In Hudson v. Palmer the logic of Parratt was extended to require the use of state remedies to show the intentional deprivation of property by state employees: "For intentional, as for negligent deprivations of property by state employees, the state's action is not complete until and unless it provides or refuses to provide a suitable postdeprivation remedy." Hudson 468 U.S. at 533, 104 S.Ct. at 3204. This was because "the state can no more anticipate and control in advance the random and unauthorized intentional conduct of its employees than it can anticipate similar negligent conduct." Id. Of course, where the state action was conducted under an established procedure, rather than a random and unauthorized act, a plaintiff need not exhaust the state's postdeprivation remedies in order to state a claim under the Due Process Clause and § 1983. Id. at 532, 104 S.Ct. at 3203; Logan v.

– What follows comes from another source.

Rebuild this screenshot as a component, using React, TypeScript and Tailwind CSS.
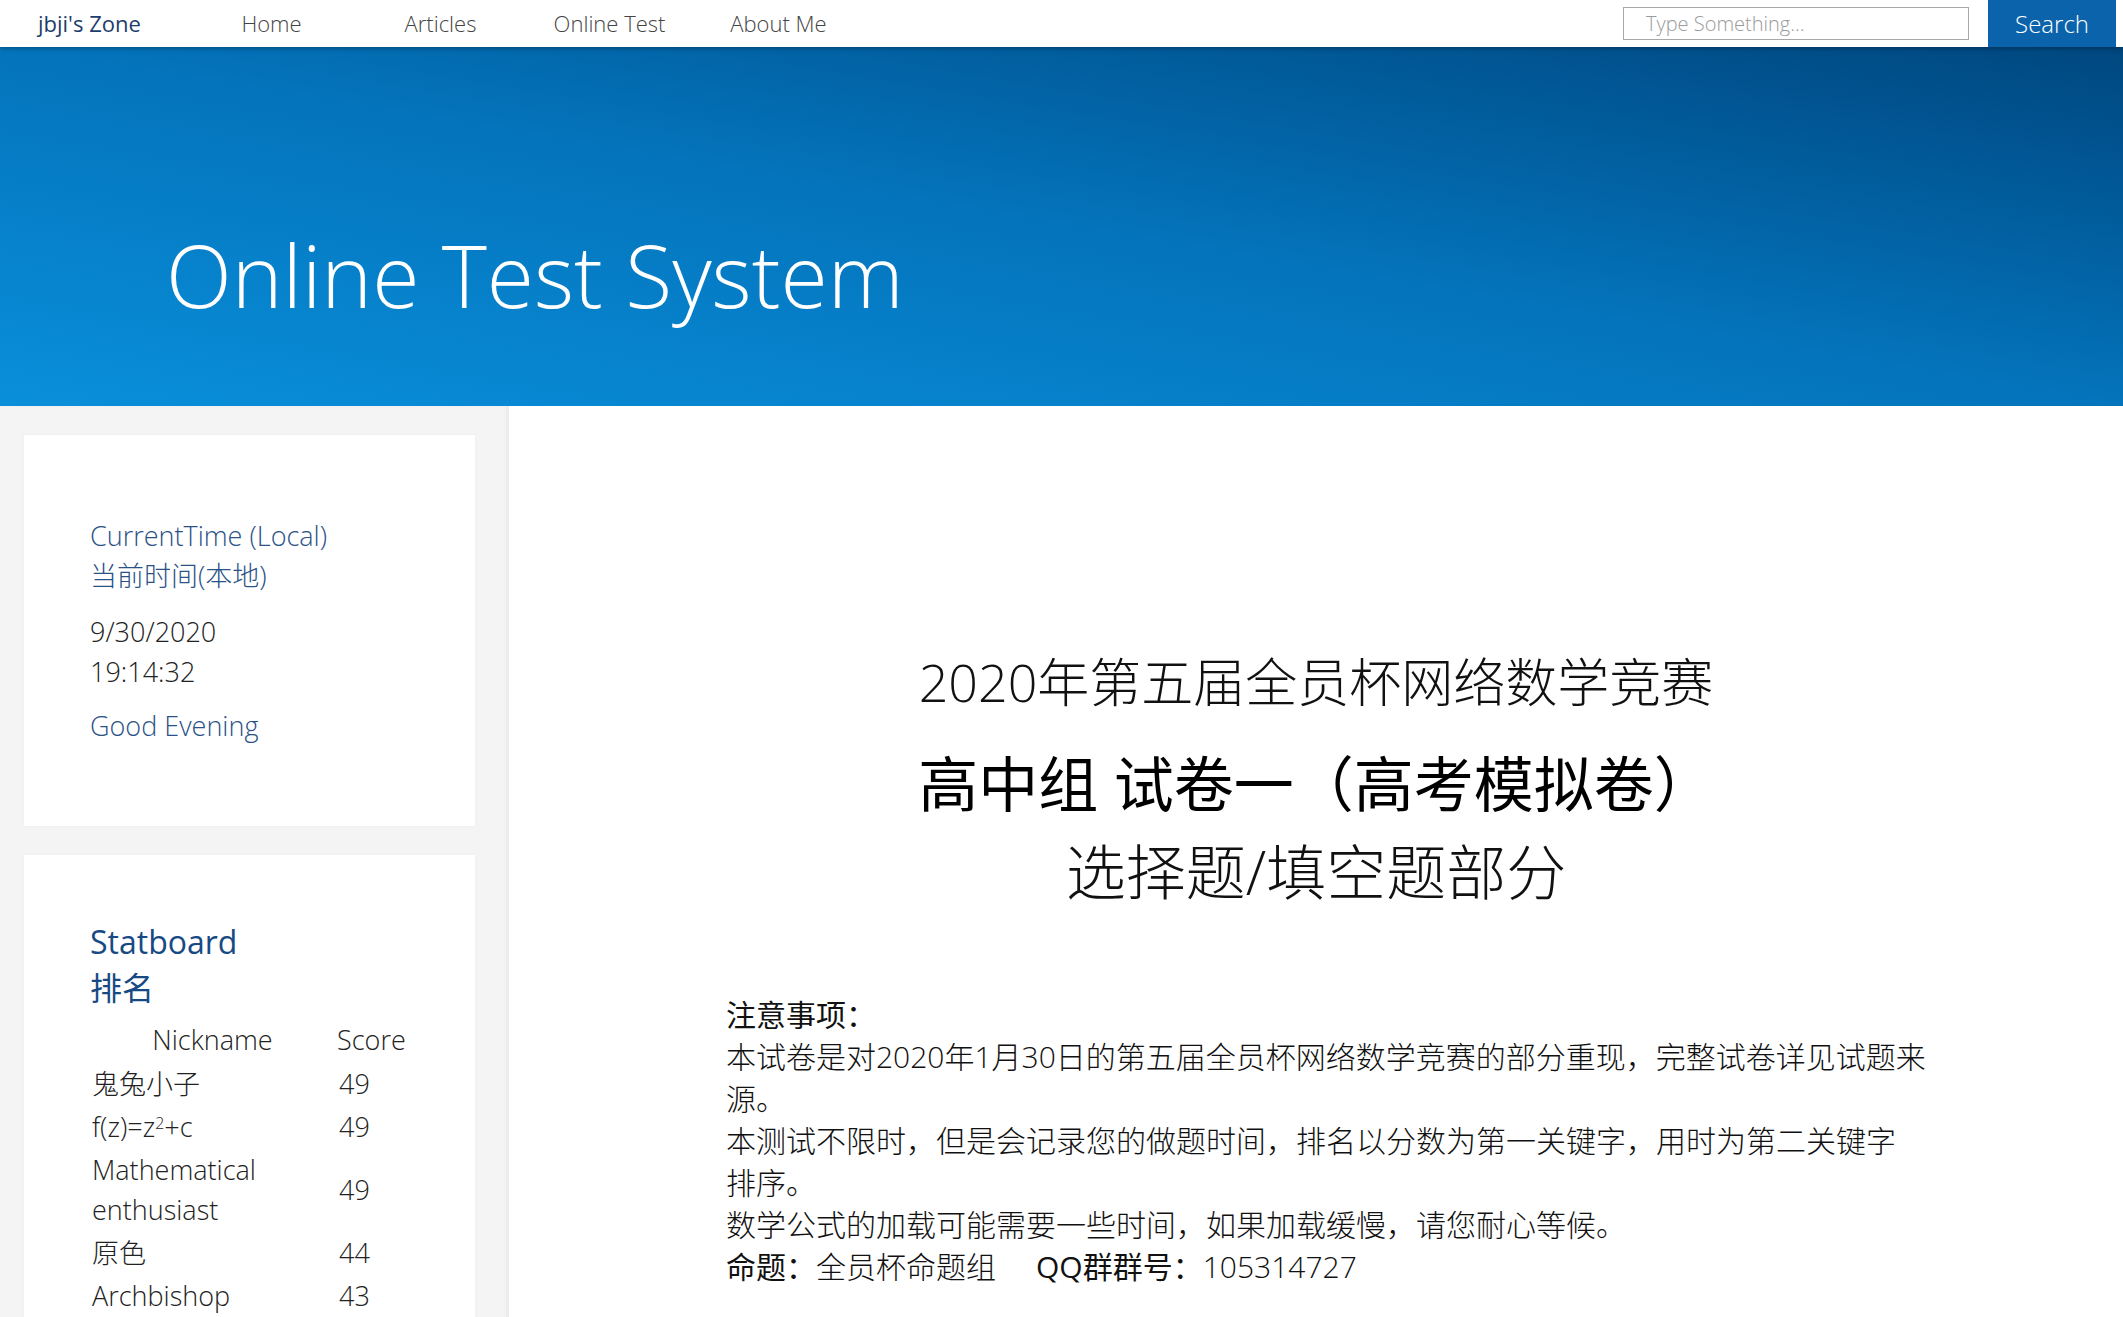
import React from 'react';

const navLinks = ['Home', 'Articles', 'Online Test', 'About Me'];

const ranks = [
  { name: '鬼兔小子', score: 49 },
  { name: 'f(z)=z²+c', score: 49, sup: true },
  { name: 'Mathematical enthusiast', score: 49 },
  { name: '原色', score: 44 },
  { name: 'Archbishop', score: 43 },
];

function NavBar() {
  return (
    <header className="relative z-10 flex h-[47px] items-center bg-white shadow-[0_2px_4px_rgba(0,0,0,0.25)]">
      <div className="w-[187px] pl-[38px] text-[22px] text-[#1d3d6c]">jbji's Zone</div>
      <nav className="flex">
        {navLinks.map((link) => (
          <a key={link} className="w-[169px] text-center text-[22px] font-light text-[#444]">
            {link}
          </a>
        ))}
      </nav>
      <div className="ml-auto flex h-full items-center">
        <input
          placeholder="Type Something..."
          className="h-[33px] w-[346px] border border-[#a8a8a8] pl-[22px] text-[20px] font-light outline-none placeholder:text-[#9a9a9a]"
        />
        <button className="ml-[19px] mr-[7px] h-full w-[128px] bg-[#0b63ab] text-[24px] font-light text-white">
          Search
        </button>
      </div>
    </header>
  );
}

function Hero() {
  return (
    <section className="h-[359px] bg-linear-to-tr from-[#0a8fda] via-[#0474bc] to-[#00477f] pl-[166px] pt-[174px]">
      <h1 className="text-[86px] font-light leading-[108px] text-white">Online Test System</h1>
    </section>
  );
}

function Sidebar() {
  return (
    <aside className="w-[509px] shrink-0 bg-[#f4f4f4] pl-[24px] pr-[34px] pt-[29px] shadow-[inset_-3px_0_3px_rgba(0,0,0,0.04)]">
      <div className="bg-white pb-[80px] pl-[66px] pt-[81px] shadow-[0_0_3px_rgba(0,0,0,0.04)]">
        <div className="text-[27px] font-light leading-[40px] text-[#2b5286]">
          <p>CurrentTime (Local)</p>
          <p>当前时间(本地)</p>
        </div>
        <div className="mt-[16px] text-[27px] font-light leading-[40px] text-[#222]">
          <p>9/30/2020</p>
          <p>19:14:32</p>
        </div>
        <p className="mt-[14px] text-[27px] font-light leading-[40px] text-[#2b5286]">Good Evening</p>
      </div>
      <div className="mt-[29px] bg-white pb-[40px] pl-[66px] pt-[64px] shadow-[0_0_3px_rgba(0,0,0,0.04)]">
        <h2 className="text-[32px] leading-[46px] text-[#174a84]">Statboard</h2>
        <h2 className="text-[32px] leading-[46px] text-[#174a84]">排名</h2>
        <table className="mt-[7px] text-[27px] font-light leading-[40px] text-[#222]">
          <thead>
            <tr>
              <th className="w-[245px] px-[2px] py-[2px] text-center font-light">Nickname</th>
              <th className="w-[72px] px-[2px] py-[2px] text-center font-light">Score</th>
            </tr>
          </thead>
          <tbody>
            {ranks.map((r) => (
              <tr key={r.name}>
                <td className="px-[2px] py-[1.5px] align-middle">
                  {r.sup ? (
                    <span>
                      f(z)=z<sup className="text-[16px]">2</sup>+c
                    </span>
                  ) : (
                    r.name
                  )}
                </td>
                <td className="px-[4px] py-[1.5px] align-middle">{r.score}</td>
              </tr>
            ))}
          </tbody>
        </table>
      </div>
    </aside>
  );
}

function MainContent() {
  return (
    <main className="flex flex-1 flex-col items-center bg-white pt-[246px] text-[#111]">
      <h3 className="text-[52px] font-light leading-[60px]">2020年第五届全员杯网络数学竞赛</h3>
      <h2 className="mt-[36px] text-[60px] font-normal leading-[72px] text-black">高中组 试卷一（高考模拟卷）</h2>
      <h3 className="mt-[16px] text-[60px] font-light leading-[72px]">选择题/填空题部分</h3>
      <div className="mt-[86px] ml-[217px] w-[1192px] self-start text-[30px] font-light leading-[42px] text-[#111]">
        <p className="font-normal">注意事项：</p>
        <p className="w-[1204px]">本试卷是对2020年1月30日的第五届全员杯网络数学竞赛的部分重现，完整试卷详见试题来源。</p>
        <p>本测试不限时，但是会记录您的做题时间，排名以分数为第一关键字，用时为第二关键字排序。</p>
        <p>数学公式的加载可能需要一些时间，如果加载缓慢，请您耐心等候。</p>
        <p>
          <span className="font-normal">命题：</span>全员杯命题组
          <span className="ml-[40px] font-normal">QQ群群号：</span>105314727
        </p>
      </div>
    </main>
  );
}

export default function App() {
  return (
    <div className="min-h-screen bg-white font-['Open_Sans','Noto_Sans_CJK_SC',sans-serif]">
      <NavBar />
      <Hero />
      <div className="flex">
        <Sidebar />
        <MainContent />
      </div>
    </div>
  );
}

Zimmerman Brush Co., 455 U.S. 422, 102 S.Ct. 1148, 71 L.Ed.2d 265 (1982); Berlanti v. Bodman, 780 F.2d 296, 301 (3d Cir.1985).

Now defendant seeks a further extension of the logic of Parratt and Hudson. Defendant argues that if, under Hudson, a plaintiff must show exhaustion of state remedies in order to demonstrate the requisite state action for a deprivation of property under the Fourteenth Amendment, it follows that the same requirement should apply to a plaintiff alleging a deprivation of liberty. Therefore, no constitutional violation has occurred because plaintiffs in this case have not attempted to press their claims for assault and battery in New Jersey courts, where remedies for willful misconduct by a police officer can be had without fear of public employee immunity, under the provisions of the New Jersey Tort Claims Act. N.J.S.A. 59:3-14.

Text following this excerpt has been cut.